Brian: So let me let me make sure I understand this. So like you would create basically these flash assets yourself. And there were all these sites that had like galleries of different flash assets out there. You put them on those galleries and there I’m sure there was like some kind of link back or something back to your to flash.

Collis: Dan Yeah, basically. So our marketplace, it’s actually assets sold by many different people so that today there’s like 30,000 people selling stuff. So the assets, individual assets were made by other people and I wanted to show what we could, what you could do, like the power of the stuff we were doing. And so we created a site out of just assets from our marketplace. And there’s still around these days, there’s lots of design galleries you can submit a site design to. Even today they get a reasonable amount of traffic. But because we were targeting that literal demographic of people who go to design galleries, when we submitted a flash showroom built entirely out of stock assets, it was a good draw card. And as I say, it was it was very I mean, the lesson is not particularly useful for most other businesses unless you happen to also be making something in the design space. But I think for me, it’s much more about the fact that it wasn’t a thing that cost money. It was much more about just thinking through, Well, who buys this stuff? Where do those people go? How can we get in front of them? And in this case, it was like, Well, why don’t we try building a showroom?

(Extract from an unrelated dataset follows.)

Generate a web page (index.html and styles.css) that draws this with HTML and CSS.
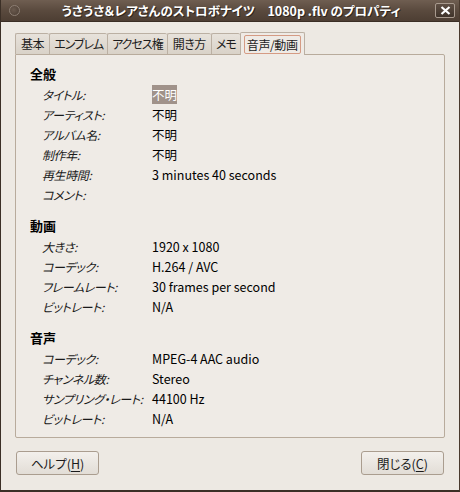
FILE: index.html
```html
<!DOCTYPE html>
<html lang="ja">
<head>
  <meta charset="UTF-8" />
  <title>うさうさ＆レアさんのストロボナイツ 1080p .flv のプロパティ</title>
  <link rel="stylesheet" href="styles.css">
</head>
<body>
  <div class="window">
    <div class="titlebar">
      <span class="menu-dot"></span>
      <span class="title">うさうさ＆レアさんのストロボナイツ　1080p .flv のプロパティ</span>
      <span class="close-btn">
        <svg width="11" height="9" viewBox="0 0 11 9"><path d="M1.5 1 L9.5 8 M9.5 1 L1.5 8" stroke="#fff" stroke-width="2.2"/></svg>
      </span>
    </div>

    <div class="client">
      <div class="notebook">
        <div class="tabs">
          <div class="tab">基本</div>
          <div class="tab kana">エンブレム</div>
          <div class="tab kana">アクセス権</div>
          <div class="tab">開き方</div>
          <div class="tab kana">メモ</div>
          <div class="tab active"><span class="focus">音声/動画</span></div>
        </div>

        <div class="panel">
          <div class="section">
            <div class="heading">全般</div>
            <div class="row"><span class="key">タイトル:</span><span class="val"><span class="selected">不明</span></span></div>
            <div class="row"><span class="key">アーティスト:</span><span class="val">不明</span></div>
            <div class="row"><span class="key">アルバム名:</span><span class="val">不明</span></div>
            <div class="row"><span class="key">制作年:</span><span class="val">不明</span></div>
            <div class="row"><span class="key">再生時間:</span><span class="val">3 minutes 40 seconds</span></div>
            <div class="row"><span class="key">コメント:</span><span class="val"></span></div>
          </div>

          <div class="section">
            <div class="heading">動画</div>
            <div class="row"><span class="key">大きさ:</span><span class="val">1920 x 1080</span></div>
            <div class="row"><span class="key">コーデック:</span><span class="val">H.264 / AVC</span></div>
            <div class="row"><span class="key">フレームレート:</span><span class="val">30 frames per second</span></div>
            <div class="row"><span class="key">ビットレート:</span><span class="val">N/A</span></div>
          </div>

          <div class="section">
            <div class="heading">音声</div>
            <div class="row"><span class="key">コーデック:</span><span class="val">MPEG-4 AAC audio</span></div>
            <div class="row"><span class="key">チャンネル数:</span><span class="val">Stereo</span></div>
            <div class="row"><span class="key">サンプリング・レート:</span><span class="val">44100 Hz</span></div>
            <div class="row"><span class="key">ビットレート:</span><span class="val">N/A</span></div>
          </div>
        </div>
      </div>

      <div class="buttons">
        <button class="btn">ヘルプ(<u>H</u>)</button>
        <button class="btn">閉じる(<u>C</u>)</button>
      </div>
    </div>
  </div>
</body>
</html>
```

FILE: styles.css
```css
* {
  box-sizing: border-box;
  margin: 0;
  padding: 0;
}

body {
  width: 460px;
  height: 492px;
  background: #ede9e3;
  font-family: "Noto Sans CJK JP", sans-serif;
  font-feature-settings: "palt";
  font-size: 12.5px;
  color: #000;
  overflow: hidden;
}

.window {
  width: 460px;
  height: 492px;
  display: flex;
  flex-direction: column;
  border: 1px solid #3b2f26;
  border-top: none;
  border-right-color: #4a3a2e;
  border-bottom: 2px solid #3b2f26;
  background: #ede9e3;
}

/* Title bar */
.titlebar {
  height: 22px;
  display: flex;
  align-items: center;
  position: relative;
  background: linear-gradient(#6f5e51, #5a4a3e 50%, #4d3e33);
  border-bottom: 1px solid #3a2e25;
}

.menu-dot {
  position: absolute;
  left: 8px;
  top: 5px;
  width: 11px;
  height: 11px;
  border-radius: 50%;
  border: 1px solid #8c7e73;
  background: radial-gradient(circle at 40% 40%, #6b5b4f, #4a3c32);
}

.title {
  flex: 1;
  text-align: center;
  color: #fff;
  font-weight: bold;
  font-size: 12.5px;
  white-space: pre;
  text-shadow: 1px 1px 0 #2e241c;
  padding-left: 2px;
}

.close-btn {
  position: absolute;
  right: 4px;
  top: 3px;
  width: 20px;
  height: 15px;
  border: 1px solid #a89a8e;
  border-radius: 2px;
  background: linear-gradient(#5f4f44, #3f332a);
  display: flex;
  align-items: center;
  justify-content: center;
}

/* Client area */
.client {
  flex: 1;
  padding: 10px 13px 0 14px;
  display: flex;
  flex-direction: column;
}

.tabs {
  display: flex;
  align-items: flex-end;
  height: 22px;
}

.tab {
  height: 21px;
  padding: 0 5px;
  font-size: 12px;
  line-height: 20px;
  letter-spacing: -0.4px;
  color: #1c1c1c;
  background: linear-gradient(#e7e2db, #d9d2c8);
  border: 1px solid #bbb0a3;
  border-bottom: none;
  border-right: none;
  border-radius: 2px 2px 0 0;
}

.tab.kana {
  padding: 0 4px;
  letter-spacing: -1px;
}

.tab.active {
  height: 23px;
  margin-bottom: -1px;
  padding: 2px 3px 0;
  background: #efebe6;
  border-right: 1px solid #bbb0a3;
  position: relative;
  z-index: 1;
}

.focus {
  display: inline-block;
  line-height: 17px;
  padding: 0 2px;
  border: 1px solid #d59b84;
  border-radius: 2px;
}

.panel {
  height: 384px;
  width: 430px;
  background: #efebe6;
  border: 1px solid #b8ab9c;
  border-radius: 0 2px 2px 2px;
  padding: 9px 13px 0 14px;
  display: flex;
  flex-direction: column;
  gap: 12px;
}

.heading {
  height: 20px;
  line-height: 20px;
  font-weight: bold;
  font-size: 13px;
}

.row {
  height: 20px;
  display: grid;
  grid-template-columns: 110px 1fr;
  align-items: center;
  padding-left: 12px;
}

.key {
  font-style: italic;
  font-size: 12px;
  letter-spacing: -0.4px;
  color: #1a1a1a;
  white-space: nowrap;
}

.val {
  white-space: nowrap;
}

.selected {
  background: #a0928a;
  color: #fff;
}

/* Buttons */
.buttons {
  display: flex;
  justify-content: space-between;
  margin-top: 13px;
  padding-right: 2px;
  padding-left: 1px;
}

.btn {
  width: 83px;
  height: 24px;
  font-family: "Noto Sans CJK JP", sans-serif;
  font-feature-settings: "palt";
  font-size: 12.5px;
  color: #1a1a1a;
  background: linear-gradient(#f3f0ec, #e2ddd6);
  border: 1px solid #aa9d8f;
  border-radius: 3px;
}

.btn u {
  text-underline-offset: 2px;
}
```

Brian: Yeah, I mean, I think the other important lesson there, I mean, I get I get questions all the time from people trying to build communities or two sided marketplaces. Right. And they always face this chicken or the egg problem. Yes. And I think, you know, I typically typically my my response is you got to do one of two things. And in either one, you’ve got to, like manually force one side of the market, like do the work yourself, which is kind of sounds like the path that you took. Right? Kind of just really I just do it yourself. Or the second thing is, you know, you build, you know, some product that is only interesting to one side of the market. It provides some sort of value to them without needing the other side of the market. And you kind of get it. You kind of get it going that way. Yeah. And I’m trying to of course, now I’m thinking of examples of people.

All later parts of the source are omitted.